• **Material**
══════════

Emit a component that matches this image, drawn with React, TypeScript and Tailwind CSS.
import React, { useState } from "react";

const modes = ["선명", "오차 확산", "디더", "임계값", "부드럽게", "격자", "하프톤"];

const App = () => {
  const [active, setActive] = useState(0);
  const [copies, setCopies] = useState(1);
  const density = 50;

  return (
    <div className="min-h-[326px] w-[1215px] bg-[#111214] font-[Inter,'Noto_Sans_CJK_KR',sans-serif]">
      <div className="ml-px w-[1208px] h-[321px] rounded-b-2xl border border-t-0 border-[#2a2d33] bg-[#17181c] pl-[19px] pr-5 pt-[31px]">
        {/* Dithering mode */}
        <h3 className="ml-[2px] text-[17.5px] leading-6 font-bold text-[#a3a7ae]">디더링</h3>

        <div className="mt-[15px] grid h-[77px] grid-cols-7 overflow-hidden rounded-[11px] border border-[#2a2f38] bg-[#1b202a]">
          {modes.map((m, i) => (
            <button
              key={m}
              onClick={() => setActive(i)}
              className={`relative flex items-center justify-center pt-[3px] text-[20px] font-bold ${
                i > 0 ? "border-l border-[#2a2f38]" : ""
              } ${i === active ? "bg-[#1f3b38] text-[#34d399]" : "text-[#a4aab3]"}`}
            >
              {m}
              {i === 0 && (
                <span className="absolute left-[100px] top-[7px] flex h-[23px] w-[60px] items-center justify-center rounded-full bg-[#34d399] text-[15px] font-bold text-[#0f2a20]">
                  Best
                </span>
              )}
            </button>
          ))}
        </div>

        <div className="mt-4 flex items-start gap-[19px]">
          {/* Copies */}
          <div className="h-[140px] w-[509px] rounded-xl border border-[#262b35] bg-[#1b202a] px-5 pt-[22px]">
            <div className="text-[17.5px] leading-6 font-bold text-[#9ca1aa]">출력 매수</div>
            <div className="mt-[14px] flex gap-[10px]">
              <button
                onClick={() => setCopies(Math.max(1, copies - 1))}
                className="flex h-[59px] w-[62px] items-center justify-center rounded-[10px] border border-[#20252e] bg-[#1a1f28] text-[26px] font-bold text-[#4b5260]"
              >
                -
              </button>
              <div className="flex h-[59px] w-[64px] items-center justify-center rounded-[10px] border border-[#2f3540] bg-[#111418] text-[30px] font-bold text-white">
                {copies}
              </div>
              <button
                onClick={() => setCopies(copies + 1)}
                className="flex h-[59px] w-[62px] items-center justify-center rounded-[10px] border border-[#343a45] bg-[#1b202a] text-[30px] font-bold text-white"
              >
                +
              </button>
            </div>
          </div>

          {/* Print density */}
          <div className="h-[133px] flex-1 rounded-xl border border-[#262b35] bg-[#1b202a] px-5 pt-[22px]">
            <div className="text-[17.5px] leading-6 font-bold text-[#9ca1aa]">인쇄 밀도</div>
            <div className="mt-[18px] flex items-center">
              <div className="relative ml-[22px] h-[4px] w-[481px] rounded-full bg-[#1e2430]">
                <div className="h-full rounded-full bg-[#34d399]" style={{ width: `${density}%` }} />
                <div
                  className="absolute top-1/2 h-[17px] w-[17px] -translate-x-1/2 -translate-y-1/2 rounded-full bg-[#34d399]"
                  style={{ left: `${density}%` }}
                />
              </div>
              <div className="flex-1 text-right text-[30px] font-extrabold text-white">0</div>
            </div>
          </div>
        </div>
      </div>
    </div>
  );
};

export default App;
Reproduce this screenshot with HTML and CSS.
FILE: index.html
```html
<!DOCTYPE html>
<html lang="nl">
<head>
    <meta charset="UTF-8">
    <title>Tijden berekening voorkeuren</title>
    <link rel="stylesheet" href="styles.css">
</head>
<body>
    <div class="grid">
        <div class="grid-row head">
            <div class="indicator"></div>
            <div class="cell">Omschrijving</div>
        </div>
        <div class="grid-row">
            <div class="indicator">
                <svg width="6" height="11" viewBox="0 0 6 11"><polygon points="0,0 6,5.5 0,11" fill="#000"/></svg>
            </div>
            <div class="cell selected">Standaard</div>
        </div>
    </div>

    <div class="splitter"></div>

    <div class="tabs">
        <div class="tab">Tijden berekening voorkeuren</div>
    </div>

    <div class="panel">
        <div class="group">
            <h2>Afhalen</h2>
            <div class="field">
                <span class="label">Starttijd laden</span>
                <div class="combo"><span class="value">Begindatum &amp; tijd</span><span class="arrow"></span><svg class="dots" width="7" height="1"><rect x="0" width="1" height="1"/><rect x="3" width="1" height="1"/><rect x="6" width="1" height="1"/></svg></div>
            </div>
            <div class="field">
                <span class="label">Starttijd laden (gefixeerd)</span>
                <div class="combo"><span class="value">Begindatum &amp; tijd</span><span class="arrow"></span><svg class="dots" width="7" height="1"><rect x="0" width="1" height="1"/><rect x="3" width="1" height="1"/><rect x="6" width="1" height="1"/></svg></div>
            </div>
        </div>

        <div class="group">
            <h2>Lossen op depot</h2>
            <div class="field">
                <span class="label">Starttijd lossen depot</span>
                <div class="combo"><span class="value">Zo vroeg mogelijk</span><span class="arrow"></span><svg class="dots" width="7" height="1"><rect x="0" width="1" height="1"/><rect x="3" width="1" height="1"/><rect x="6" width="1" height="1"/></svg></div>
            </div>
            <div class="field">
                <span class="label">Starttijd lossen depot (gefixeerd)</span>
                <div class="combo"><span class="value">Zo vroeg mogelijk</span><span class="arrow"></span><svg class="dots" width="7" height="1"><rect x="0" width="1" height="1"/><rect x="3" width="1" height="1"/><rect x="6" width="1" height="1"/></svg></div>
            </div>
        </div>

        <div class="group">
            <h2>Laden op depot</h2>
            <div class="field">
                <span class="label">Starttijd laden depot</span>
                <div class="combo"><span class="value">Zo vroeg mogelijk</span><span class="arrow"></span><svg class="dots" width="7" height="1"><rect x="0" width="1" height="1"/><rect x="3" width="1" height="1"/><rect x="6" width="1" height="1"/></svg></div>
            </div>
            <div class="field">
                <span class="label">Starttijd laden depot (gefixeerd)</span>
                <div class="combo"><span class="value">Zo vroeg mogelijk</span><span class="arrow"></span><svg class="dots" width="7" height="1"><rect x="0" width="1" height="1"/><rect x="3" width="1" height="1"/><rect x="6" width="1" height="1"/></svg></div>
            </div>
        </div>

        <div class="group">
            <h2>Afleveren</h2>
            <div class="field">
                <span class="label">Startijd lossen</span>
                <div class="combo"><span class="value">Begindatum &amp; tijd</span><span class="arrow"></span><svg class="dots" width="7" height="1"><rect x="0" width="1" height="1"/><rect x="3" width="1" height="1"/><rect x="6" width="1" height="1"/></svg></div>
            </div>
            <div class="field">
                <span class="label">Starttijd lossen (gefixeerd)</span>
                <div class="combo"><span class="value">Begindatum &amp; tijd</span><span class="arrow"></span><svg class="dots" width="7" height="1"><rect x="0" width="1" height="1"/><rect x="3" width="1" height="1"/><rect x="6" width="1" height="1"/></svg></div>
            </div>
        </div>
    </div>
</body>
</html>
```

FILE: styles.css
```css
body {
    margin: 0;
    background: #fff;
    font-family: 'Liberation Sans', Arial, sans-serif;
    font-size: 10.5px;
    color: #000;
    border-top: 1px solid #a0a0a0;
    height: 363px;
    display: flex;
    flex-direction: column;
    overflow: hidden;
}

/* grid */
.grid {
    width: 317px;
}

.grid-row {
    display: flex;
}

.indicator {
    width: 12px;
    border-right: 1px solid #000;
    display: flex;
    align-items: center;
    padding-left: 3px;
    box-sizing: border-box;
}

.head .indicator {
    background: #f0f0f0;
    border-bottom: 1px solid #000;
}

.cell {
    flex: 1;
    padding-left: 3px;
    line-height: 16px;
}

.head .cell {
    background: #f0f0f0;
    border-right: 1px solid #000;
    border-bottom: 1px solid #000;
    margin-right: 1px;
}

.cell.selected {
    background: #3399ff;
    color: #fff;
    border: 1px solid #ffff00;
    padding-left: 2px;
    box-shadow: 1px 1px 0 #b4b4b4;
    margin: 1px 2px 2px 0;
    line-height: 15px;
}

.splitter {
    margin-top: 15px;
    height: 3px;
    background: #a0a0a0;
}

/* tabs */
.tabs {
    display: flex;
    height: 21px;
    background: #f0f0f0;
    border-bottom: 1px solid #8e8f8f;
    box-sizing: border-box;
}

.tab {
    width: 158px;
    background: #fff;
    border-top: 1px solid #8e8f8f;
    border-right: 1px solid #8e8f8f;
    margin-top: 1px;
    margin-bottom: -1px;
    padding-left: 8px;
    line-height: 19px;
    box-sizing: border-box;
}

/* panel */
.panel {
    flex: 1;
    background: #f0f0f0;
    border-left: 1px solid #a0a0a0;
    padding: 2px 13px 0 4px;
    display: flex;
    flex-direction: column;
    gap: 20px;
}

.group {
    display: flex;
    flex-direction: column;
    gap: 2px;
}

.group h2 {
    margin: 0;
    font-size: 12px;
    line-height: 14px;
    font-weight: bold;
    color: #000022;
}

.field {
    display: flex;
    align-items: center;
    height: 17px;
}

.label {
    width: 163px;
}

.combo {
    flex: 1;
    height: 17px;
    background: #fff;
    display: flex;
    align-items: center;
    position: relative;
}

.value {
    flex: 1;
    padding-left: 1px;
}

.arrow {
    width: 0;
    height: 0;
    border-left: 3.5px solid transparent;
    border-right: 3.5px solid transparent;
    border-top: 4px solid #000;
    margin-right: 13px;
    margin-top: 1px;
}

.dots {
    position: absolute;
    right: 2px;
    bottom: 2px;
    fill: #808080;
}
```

══════════

• **Stated goal**
Restate word for word only the lines running from the beginning of the data to the line holding "const density = 50;", both included.

• **Task answer**
Emit a component that matches this image, drawn with React, TypeScript and Tailwind CSS.
import React, { useState } from "react";

const modes = ["선명", "오차 확산", "디더", "임계값", "부드럽게", "격자", "하프톤"];

const App = () => {
  const [active, setActive] = useState(0);
  const [copies, setCopies] = useState(1);
  const density = 50;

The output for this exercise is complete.